The body of response of the aforementioned HTTP POST request will return you the pruned list of tests in the same format(seperated by new-line characters).
After these tests are finished, you need to pass along the test run time to the balancing server. You can do this by performing an HTTP POST to the URL: http://localhost:${TLB_BALANCER_PORT}/suite_time
The post body should be of the format:
com/foo/project/test_file1:123\ncom/bar/project/test_file2:20\n...com/bar/project/test_filex:344
i.e. the body should have the name(identifier) for the test resource and time taken (a valid integer) separated by a colon (":") and each entry must be separated by "\n" character. The name(identifier) should be the exact same as the one you send across for pruning/reordering.
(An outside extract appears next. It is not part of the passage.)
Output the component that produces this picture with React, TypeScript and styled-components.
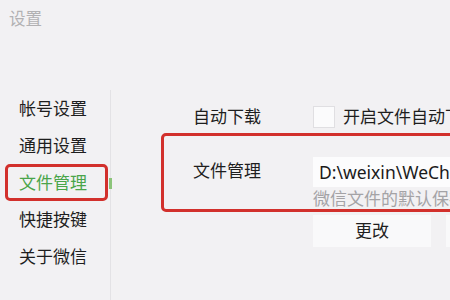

The results of the tests too, must be posted, if re-order functionality is used. This can be done by performing HTTP POST to the URL: http://localhost:${TLB_BALANCER_PORT}/suite_result
The post body should be of the format:
com/foo/project/test_file1:false\ncom/bar/project/test_file2:false\n...com/bar/project/test_filex:true
i.e. the body should have the name(identifier) of the test resource and the result of the test separated by a colon(":") and each entry separated by "\n" character. The value of the result must be either "false" or "true".
Once all the tests are executed, terminate the balancing server. This can be done by shooting an HTTP GET to the URL: http://localhost:${TLB_BALANCER_PORT}/control/suicide
Doing so will terminate the Balancing server gracefully.

As one can see, the balancing server can be used on any platform and any language as long as you can talk over HTTP to get the splitting and reordering done. This is the exactly how the 'tlb.rb' - the ruby support is implemented. 'tlb.net', which is currently under development also used the same life-cycle.